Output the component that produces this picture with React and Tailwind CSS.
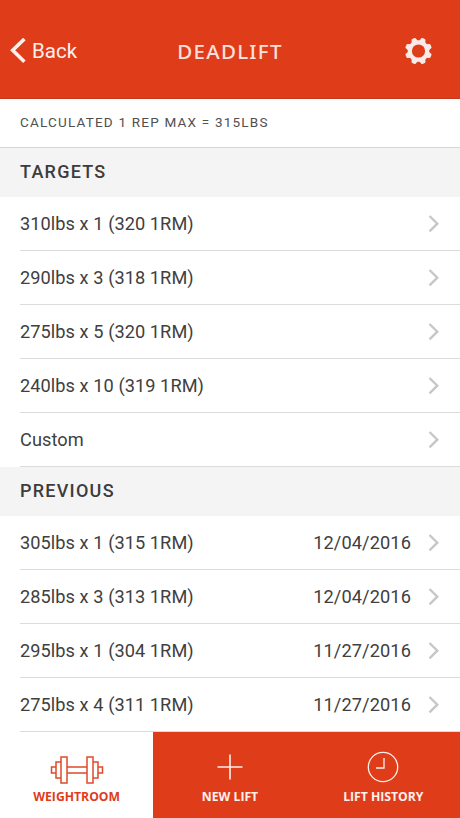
import React from "react";

const targets = [
  "310lbs x 1 (320 1RM)",
  "290lbs x 3 (318 1RM)",
  "275lbs x 5 (320 1RM)",
  "240lbs x 10 (319 1RM)",
  "Custom",
];

const previous = [
  ["305lbs x 1 (315 1RM)", "12/04/2016"],
  ["285lbs x 3 (313 1RM)", "12/04/2016"],
  ["295lbs x 1 (304 1RM)", "11/27/2016"],
  ["275lbs x 4 (311 1RM)", "11/27/2016"],
];

function Gear() {
  const teeth = [0, 45, 90, 135, 180, 225, 270, 315];
  return (
    <svg width="28" height="28" viewBox="-14.5 -14 28 28">
      <circle r="8.7" fill="none" stroke="#f8eae8" strokeWidth="4.2" />
      {teeth.map((a) => (
        <path
          key={a}
          d="M-3.4 -9.5 L-2.2 -12.800 Q-2 -13.500 -1.2 -13.500 H1.2 Q2 -13.500 2.2 -12.800 L3.4 -9.5 Z"
          fill="#f8eae8"
          transform={`rotate(${a + 22.5})`}
        />
      ))}
    </svg>
  );
}

function Section({ title }) {
  return (
    <h2 className="flex h-[49px] items-center bg-[#f4f4f4] pb-[2px] pl-5 text-[18px] font-medium tracking-[1.25px] text-[#3c3c3c]">
      {title}
    </h2>
  );
}

function Row({ label, date }) {
  return (
    <li className="ml-5 flex h-[54px] items-center border-b border-[#dcdcdc] pr-5 text-[18.2px] tracking-[0.06px] text-[#404040]">
      <span className="flex-1">{label}</span>
      {date && <span className="mr-[17px] tracking-[0.1px]">{date}</span>}
      <svg width="12" height="18" viewBox="0 0 12 18" fill="none" stroke="#c7c7c7" strokeWidth="2.4">
        <path d="M1.5 1 L9.3 8.7 L1.5 16.4" />
      </svg>
    </li>
  );
}

function Tab({ label, active, children }) {
  return (
    <div
      className={
        "flex flex-1 flex-col items-center pt-[17px] font-['Open_Sans',sans-serif] text-[12.2px] font-bold " +
        (active ? "bg-white text-[#de3c1b]" : "text-[#fff1ec]")
      }
    >
      <div className="flex h-9 items-center">{children}</div>
      <span className="mt-1 leading-4">{label}</span>
    </div>
  );
}

export default function App() {
  return (
    <div className="flex h-[818px] w-[460px] flex-col overflow-hidden bg-white font-[Roboto,sans-serif]">
      <header className="grid h-[99px] shrink-0 grid-cols-[1fr_auto_1fr] items-center border-b border-[#c33a1e] bg-[#df3c1a] pt-[3px] text-[#fff0eb]">
        <div className="flex items-center pl-[10px] text-[20.5px]">
          <svg width="16" height="26" viewBox="0 0 16 26" fill="none" stroke="currentColor" strokeWidth="3.6">
            <path d="M14.4 1 L2.7 12.3 L14.4 23.7" />
          </svg>
          <span className="ml-[6px] pt-[2px]">Back</span>
        </div>
        <h1 className="pt-px font-['Noto_Sans',sans-serif] text-[20.5px] font-medium tracking-[1.25px] text-[#fbe0db]">DEADLIFT</h1>
        <div className="flex justify-end pr-[28px]"><Gear /></div>
      </header>
      <p className="flex h-[49px] shrink-0 items-center border-b border-[#d6d6d6] pb-px pl-5 text-[13.5px] tracking-[1.2px] text-[#505050]">
        CALCULATED 1 REP MAX = 315LBS
      </p>
      <Section title="TARGETS" />
      <ul>
        {targets.map((t) => <Row key={t} label={t} />)}
      </ul>
      <Section title="PREVIOUS" />
      <ul>
        {previous.map(([t, d]) => <Row key={t} label={t} date={d} />)}
      </ul>
      <nav className="flex h-[86px] shrink-0 bg-[#df3c1a]">
        <Tab label="WEIGHTROOM" active>
          <svg className="mt-[5px]" width="54" height="28" viewBox="0 0 54 28" fill="none" stroke="#df4a2b" strokeWidth="1.5">
            <rect x="11" y="1" width="6" height="26" />
            <rect x="37" y="1" width="6" height="26" />
            <path d="M11 6H6V22H11M43 6H48V22H43M6 11H1.500V17H6M48 11H52.500V17H48M17 11H37M17 17H37" />
          </svg>
        </Tab>
        <Tab label="NEW LIFT">
          <svg width="26" height="26" viewBox="0 0 26 26" stroke="#fff0eb" strokeWidth="1.6">
            <path d="M13 .5V25.500M.5 13H25.500" />
          </svg>
        </Tab>
        <Tab label="LIFT HISTORY">
          <svg width="32" height="32" viewBox="0 0 32 32" fill="none" stroke="#fff0eb" strokeWidth="1.3">
            <circle cx="16" cy="16" r="14.700" />
            <path d="M17 7V17H9" />
          </svg>
        </Tab>
      </nav>
    </div>
  );
}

WORK INSTRUCTIONS:
Restate the listing above word for word, and skip the pictures.

EXPECTED ANSWER:
Output the component that produces this picture with React and Tailwind CSS.
import React from "react";

const targets = [
  "310lbs x 1 (320 1RM)",
  "290lbs x 3 (318 1RM)",
  "275lbs x 5 (320 1RM)",
  "240lbs x 10 (319 1RM)",
  "Custom",
];

const previous = [
  ["305lbs x 1 (315 1RM)", "12/04/2016"],
  ["285lbs x 3 (313 1RM)", "12/04/2016"],
  ["295lbs x 1 (304 1RM)", "11/27/2016"],
  ["275lbs x 4 (311 1RM)", "11/27/2016"],
];

function Gear() {
  const teeth = [0, 45, 90, 135, 180, 225, 270, 315];
  return (
    <svg width="28" height="28" viewBox="-14.5 -14 28 28">
      <circle r="8.7" fill="none" stroke="#f8eae8" strokeWidth="4.2" />
      {teeth.map((a) => (
        <path
          key={a}
          d="M-3.4 -9.5 L-2.2 -12.800 Q-2 -13.500 -1.2 -13.500 H1.2 Q2 -13.500 2.2 -12.800 L3.4 -9.5 Z"
          fill="#f8eae8"
          transform={`rotate(${a + 22.5})`}
        />
      ))}
    </svg>
  );
}

function Section({ title }) {
  return (
    <h2 className="flex h-[49px] items-center bg-[#f4f4f4] pb-[2px] pl-5 text-[18px] font-medium tracking-[1.25px] text-[#3c3c3c]">
      {title}
    </h2>
  );
}

function Row({ label, date }) {
  return (
    <li className="ml-5 flex h-[54px] items-center border-b border-[#dcdcdc] pr-5 text-[18.2px] tracking-[0.06px] text-[#404040]">
      <span className="flex-1">{label}</span>
      {date && <span className="mr-[17px] tracking-[0.1px]">{date}</span>}
      <svg width="12" height="18" viewBox="0 0 12 18" fill="none" stroke="#c7c7c7" strokeWidth="2.4">
        <path d="M1.5 1 L9.3 8.7 L1.5 16.4" />
      </svg>
    </li>
  );
}

function Tab({ label, active, children }) {
  return (
    <div
      className={
        "flex flex-1 flex-col items-center pt-[17px] font-['Open_Sans',sans-serif] text-[12.2px] font-bold " +
        (active ? "bg-white text-[#de3c1b]" : "text-[#fff1ec]")
      }
    >
      <div className="flex h-9 items-center">{children}</div>
      <span className="mt-1 leading-4">{label}</span>
    </div>
  );
}

export default function App() {
  return (
    <div className="flex h-[818px] w-[460px] flex-col overflow-hidden bg-white font-[Roboto,sans-serif]">
      <header className="grid h-[99px] shrink-0 grid-cols-[1fr_auto_1fr] items-center border-b border-[#c33a1e] bg-[#df3c1a] pt-[3px] text-[#fff0eb]">
        <div className="flex items-center pl-[10px] text-[20.5px]">
          <svg width="16" height="26" viewBox="0 0 16 26" fill="none" stroke="currentColor" strokeWidth="3.6">
            <path d="M14.4 1 L2.7 12.3 L14.4 23.7" />
          </svg>
          <span className="ml-[6px] pt-[2px]">Back</span>
        </div>
        <h1 className="pt-px font-['Noto_Sans',sans-serif] text-[20.5px] font-medium tracking-[1.25px] text-[#fbe0db]">DEADLIFT</h1>
        <div className="flex justify-end pr-[28px]"><Gear /></div>
      </header>
      <p className="flex h-[49px] shrink-0 items-center border-b border-[#d6d6d6] pb-px pl-5 text-[13.5px] tracking-[1.2px] text-[#505050]">
        CALCULATED 1 REP MAX = 315LBS
      </p>
      <Section title="TARGETS" />
      <ul>
        {targets.map((t) => <Row key={t} label={t} />)}
      </ul>
      <Section title="PREVIOUS" />
      <ul>
        {previous.map(([t, d]) => <Row key={t} label={t} date={d} />)}
      </ul>
      <nav className="flex h-[86px] shrink-0 bg-[#df3c1a]">
        <Tab label="WEIGHTROOM" active>
          <svg className="mt-[5px]" width="54" height="28" viewBox="0 0 54 28" fill="none" stroke="#df4a2b" strokeWidth="1.5">
            <rect x="11" y="1" width="6" height="26" />
            <rect x="37" y="1" width="6" height="26" />
            <path d="M11 6H6V22H11M43 6H48V22H43M6 11H1.500V17H6M48 11H52.500V17H48M17 11H37M17 17H37" />
          </svg>
        </Tab>
        <Tab label="NEW LIFT">
          <svg width="26" height="26" viewBox="0 0 26 26" stroke="#fff0eb" strokeWidth="1.6">
            <path d="M13 .5V25.500M.5 13H25.500" />
          </svg>
        </Tab>
        <Tab label="LIFT HISTORY">
          <svg width="32" height="32" viewBox="0 0 32 32" fill="none" stroke="#fff0eb" strokeWidth="1.3">
            <circle cx="16" cy="16" r="14.700" />
            <path d="M17 7V17H9" />
          </svg>
        </Tab>
      </nav>
    </div>
  );
}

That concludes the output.